Le cap le plus difficile n'est pas encore passé. Imaginez-vous à la place d'un scénariste coincé avec ses deux personnages gênés et maladroits, qui aimeraient retrouver leur tendresse passée, coucher ensemble, mais qui ne savent pas quand commencer. Comment les aider ? Pour ma part, je ne serais pas arrivée à la cheville de la solution géniale que Wes Anderson a trouvée. Je vous la livre : l'homme du room-service commandé au début du film frappe à la porte et vient installer la table. Les deux personnages sautent sur l'occasion de ce micro-événement, ils se lèvent, la femme enlève son manteau, et ça se fait tout naturellement, dès que la porte se ferme, ils se mettent à s'embrasser. Ça ne suffit pas encore à se retrouver, mais c'est un premier pas. Ils ne font pas l'amour sauvagement. Ils commencent, mais ils s'arrêtent, peut-être parce que l'essentiel ce n'était pas de le faire mais de savoir que l'autre était prêt à le faire. Du coup, l'homme propose d'aller voir sa vue de Paris sur le balcon. Le peignoir change de corps, c'est maintenant la femme qui le porte. Et quand on les voit sur ce balcon, et qu'un travelling nous tire vers l'arrière, et qu'ils échangent quelques mots que nous, spectateur, on n'est pas donné d'entendre, on comprend qu'ils ont enfin retrouvé leur intimité, et qu'ils vont probablement passer une soirée merveilleuse.
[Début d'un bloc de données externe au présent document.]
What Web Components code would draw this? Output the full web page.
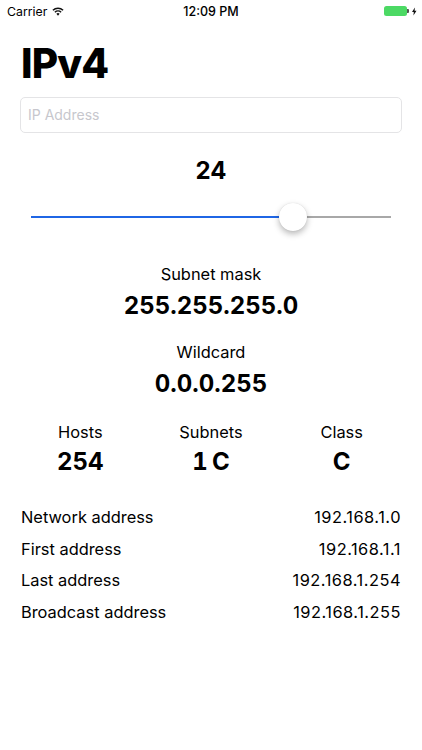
<!DOCTYPE html>
<html><head><meta charset="utf-8"><style>
html,body{margin:0;padding:0;background:#fff;height:750px;overflow:hidden}
body{font-family:Inter,"Liberation Sans",sans-serif;color:#000}
</style></head><body>
<script>
function def(name, html){
  customElements.define(name, class extends HTMLElement{
    constructor(){super();this.attachShadow({mode:'open'})}
    connectedCallback(){this.shadowRoot.innerHTML=typeof html==='function'?html(this):html}
  });
}
def('ip-app',`<style>
:host{display:flex;flex-direction:column;width:422px;height:750px;box-sizing:border-box}
</style><slot></slot>`);
def('ip-title',`<style>:host{display:block;font-size:40.5px;font-weight:800;line-height:50px;padding:0 21px;margin:17px 0 8px;letter-spacing:-.9px}</style><slot></slot>`);
def('status-bar',`<style>
:host{display:flex;align-items:center;height:22px;padding:0 5.5px 0 7px;font-size:12.3px;position:relative;flex:none}
.l{display:flex;align-items:center;gap:5px;flex:1}
.m{position:absolute;left:0;right:0;text-align:center;font-weight:500;font-size:12.5px}
.r{display:flex;align-items:center;gap:3.5px}
.b{width:23px;height:10px;background:#4cd964;border-radius:2.5px;margin-left:-1px}
.n{width:1.5px;height:4px;background:#555;margin-left:-3px;border-radius:0 1px 1px 0}
svg{display:block}
</style><div class="l"><span>Carrier</span>
<svg width="12" height="9" viewBox="0 0 13 10"><path d="M6.5 9.6 4.7 7.6a2.6 2.6 0 0 1 3.6 0zM3.6 6.5 2.5 5.3a5.8 5.8 0 0 1 8 0L9.4 6.5a4.2 4.2 0 0 0-5.8 0zM1.4 4.2.3 3a9 9 0 0 1 12.4 0l-1.1 1.2a7.4 7.4 0 0 0-10.2 0z" fill="#111"/></svg></div>
<div class="m">12:09 PM</div>
<div class="r"><div class="b"></div><div class="n"></div><svg width="4.5" height="9" viewBox="0 0 5 9"><path d="M3.2 0 0 5h2L1.6 9 5 3.6H2.9z" fill="#111"/></svg></div>`);
def('ip-field',h=>`<style>
:host{margin:0 20px;height:36px;box-sizing:border-box;border:1px solid #e4e4e6;border-radius:5px;padding:0 7px 1px;display:flex;align-items:center;font-size:14px;color:#c7c7cd}
</style>${h.getAttribute('placeholder')}`);
def('prefix-slider',h=>`<style>
:host{display:flex;flex-direction:column;align-items:center;padding-top:23px}
.v{font-size:24px;font-weight:700;line-height:30px}
.s{margin-top:17px;width:360px;height:28px;display:flex;align-items:center;position:relative}
.a{height:2px;background:#1f66e5;flex:${h.getAttribute('pct')}}
.z{height:2px;background:#a8a8a8;flex:${100-h.getAttribute('pct')}}
.k{position:absolute;left:248px;top:0;width:28px;height:28px;border-radius:50%;background:#fff;box-shadow:0 3px 6px rgba(0,0,0,.28),0 0 1px rgba(0,0,0,.15)}
</style><div class="v">${h.getAttribute('value')}</div><div class="s"><div class="a"></div><div class="z"></div><div class="k"></div></div>`);
def('big-stat',h=>`<style>
:host{display:flex;flex-direction:column;align-items:center;margin-top:${h.getAttribute('top')||0}px}
.l{font-size:16.4px;line-height:25px}
.v{font-size:24px;font-weight:700;line-height:38px;margin-bottom:15px;font-feature-settings:"tnum"}
</style><div class="l">${h.getAttribute('label')}</div><div class="v">${h.getAttribute('value')}</div>`);
def('stat-row',`<style>
:host{display:grid;grid-template-columns:repeat(3,1fr);padding:0 15px;margin-top:2px;text-align:center}
.l{font-size:16.4px;line-height:25px}.v{font-size:24px;font-weight:700;line-height:33px;word-spacing:-2px;font-feature-settings:"tnum"}
</style>
<div><div class="l">Hosts</div><div class="v">254</div></div>
<div><div class="l">Subnets</div><div class="v">1 C</div></div>
<div><div class="l">Class</div><div class="v">C</div></div>`);
def('addr-list',`<style>
:host{display:block;padding:24px 21px 0}
div{display:flex;justify-content:space-between;font-size:16.4px;line-height:31.6px}
span+span{letter-spacing:.5px}
</style>
<div><span>Network address</span><span>192.168.1.0</span></div>
<div><span>First address</span><span>192.168.1.1</span></div>
<div><span>Last address</span><span>192.168.1.254</span></div>
<div><span>Broadcast address</span><span>192.168.1.255</span></div>`);
</script>
<ip-app>
<status-bar></status-bar>
<ip-title>IPv4</ip-title>
<ip-field placeholder="IP Address"></ip-field>
<prefix-slider value="24" pct="73.6"></prefix-slider>
<big-stat top="31" label="Subnet mask" value="255.255.255.0"></big-stat>
<big-stat label="Wildcard" value="0.0.0.255"></big-stat>
<stat-row></stat-row>
<addr-list></addr-list>
</ip-app>
</body></html>
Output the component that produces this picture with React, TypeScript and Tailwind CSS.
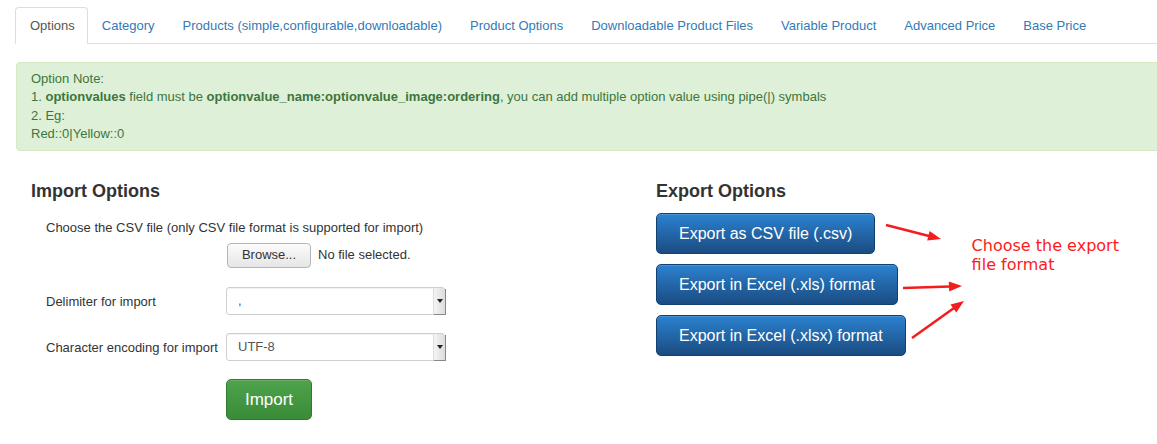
const tabs = [
  "Options",
  "Category",
  "Products (simple,configurable,downloadable)",
  "Product Options",
  "Downloadable Product Files",
  "Variable Product",
  "Advanced Price",
  "Base Price",
];

function FakeSelect({ value }: { value: string }) {
  return (
    <div className="flex h-[28px] w-[219px] items-center rounded-[3px] border border-[#cfcfcf] bg-white pl-[11px] text-[13px] text-[#555] shadow-[inset_0_1px_1px_rgba(0,0,0,0.06)]">
      <span className="flex-1">{value}</span>
      <span className="mr-[-1px] flex h-[26px] w-[12px] items-center justify-center border-l border-[#ddd] bg-linear-to-r from-[#f4f4f4] to-[#dcdcdc] shadow-[1px_1px_0_#888]">
        <svg width="6" height="4" viewBox="0 0 6 4">
          <path d="M0 0h6L3 4z" fill="#222" />
        </svg>
      </span>
    </div>
  );
}

function ExportButton({ label }: { label: string }) {
  return (
    <button className="h-[41px] self-start rounded-[5px] border border-[#12406f] bg-linear-to-b from-[#2b82d0] to-[#1b4c82] px-[22px] pt-[2px] text-[16px] text-white shadow-[inset_0_1px_0_rgba(255,255,255,0.15)]">
      {label}
    </button>
  );
}

export default function App() {
  return (
    <div
      className="h-[444px] w-[1157px] overflow-hidden bg-white text-[13px] leading-[1.42857] text-[#333]"
      style={{ fontFamily: '"Liberation Sans", Arial, sans-serif' }}
    >
      <div className="w-[1180px] pl-[15px] pt-[7px]">
        {/* tabs */}
        <ul className="flex border-b border-[#ddd]">
          {tabs.map((t, i) => (
            <li
              key={t}
              className={
                i === 0
                  ? "mb-[-1px] rounded-t-[4px] border border-[#ddd] border-b-white bg-white pl-[14px] pr-[12px] pt-[9px] pb-[7px] text-[#555]"
                  : "mb-[-1px] border border-transparent px-[13px] pt-[9px] pb-[7px] text-[#337ab7]"
              }
            >
              {t}
            </li>
          ))}
        </ul>

        {/* note */}
        <div className="ml-[1px] mt-[18px] rounded-[4px] border border-[#d6e9c6] bg-[#dff0d8] pb-[6px] pl-[14px] pt-[7px] text-[#3c763d]">
          <div>Option Note:</div>
          <div>
            1. <b>optionvalues</b> field must be{" "}
            <b>optionvalue_name:optionvalue_image:ordering</b>, you can add
            multiple option value using pipe(|) symbals
          </div>
          <div>2. Eg:</div>
          <div>Red::0|Yellow::0</div>
        </div>

        <div className="ml-[1px] mt-[29px] flex">
          {/* import */}
          <div className="w-[625px] pl-[15px]">
            <h3 className="text-[18px] font-bold leading-[22px]">
              Import Options
            </h3>
            <div className="mt-[17px] pl-[15px]">
              <div className="leading-[18px]">
                Choose the CSV file (only CSV file format is supported for
                import)
              </div>
              <div className="mt-[6px] flex items-center pl-[181px]">
                <button className="h-[25px] w-[84px] rounded-[4px] border border-[#b5b5b5] bg-linear-to-b from-[#fbfbfb] to-[#e6e6e6] text-[13px] text-[#333]">
                  Browse...
                </button>
                <span className="ml-[7px]">No file selected.</span>
              </div>
              <div className="mt-[19px] flex items-center">
                <label className="w-[180px] pt-[2px]">Delimiter for import</label>
                <FakeSelect value="," />
              </div>
              <div className="mt-[18px] flex items-center">
                <label className="w-[180px] pt-[2px]">
                  Character encoding for import
                </label>
                <FakeSelect value="UTF-8" />
              </div>
              <div className="mt-[18px] pl-[180px]">
                <button className="h-[41px] w-[86px] rounded-[5px] border border-[#2f7a2f] bg-linear-to-b from-[#4fa34c] to-[#3a8b38] pt-[2px] text-[17px] text-white shadow-[inset_0_1px_0_rgba(255,255,255,0.15)]">
                  Import
                </button>
              </div>
            </div>
          </div>

          {/* export */}
          <div className="pl-[15px]">
            <h3 className="text-[18px] font-bold leading-[22px]">
              Export Options
            </h3>
            <div className="mt-[11px] flex">
              <div className="flex flex-col gap-[10px]">
                <ExportButton label="Export as CSV file (.csv)" />
                <ExportButton label="Export in Excel (.xls) format" />
                <ExportButton label="Export in Excel (.xlsx) format" />
              </div>
              <div className="relative w-[260px]">
                <svg
                  className="absolute left-[-30px] top-0"
                  width="130"
                  height="150"
                  viewBox="0 0 130 150"
                >
                  <g stroke="#f21d1d" strokeWidth="2.5" fill="#f21d1d">
                    <line x1="10" y1="12" x2="53" y2="23" />
                    <path d="M65 26 L51.2 27.6 L53.6 17.9 Z" stroke="none" />
                    <line x1="27" y1="75" x2="74" y2="73.4" />
                    <path d="M86 73 L73.2 78.4 L72.8 68.4 Z" stroke="none" />
                    <line x1="36" y1="125" x2="78" y2="95" />
                    <path d="M88 88 L80.3 99.6 L74.5 91.4 Z" stroke="none" />
                  </g>
                </svg>
                <div
                  className="pl-[66px] pt-[23px] text-[16px] leading-[19px] text-[#ff1a1a]"
                  style={{ fontFamily: '"DejaVu Sans", sans-serif' }}
                >
                  Choose the export
                  <br />
                  file format
                </div>
              </div>
            </div>
          </div>
        </div>
      </div>
    </div>
  );
}
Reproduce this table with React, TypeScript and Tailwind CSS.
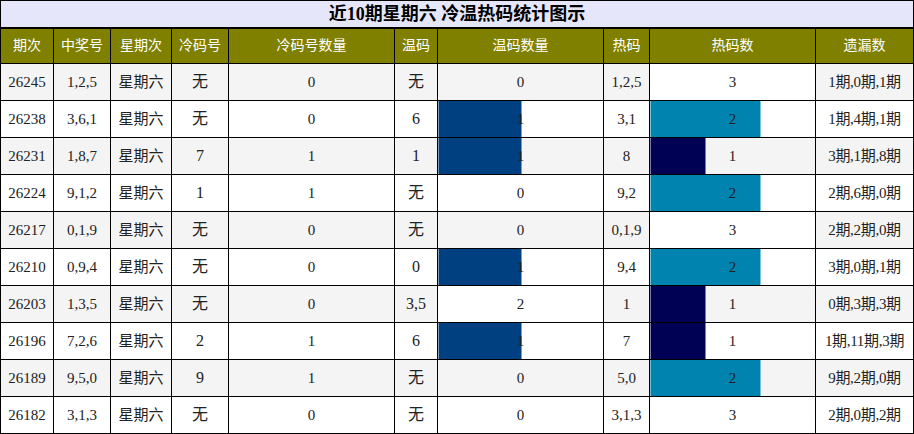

Et tout cela en 13 minutes. C'est là que je me dis qu'en matière de court-métrage, on touche quand même à la perfection.
Cette critique est fort descriptive, mais j'espère que souligner quelques détails ne fera qu'inciter à mieux regarder les autres. De toute façon, pour une fois, on aura beau décrire, ça n'égalera pas l'intérêt de l'image même. J'espère donc vous avoir donné envie de voir, ou de revoir Hôtel Chevalier, qui fut pour ma part une excellente redécouverte (je l'avais oublié, et probablement pas aussi bien compris à l'époque).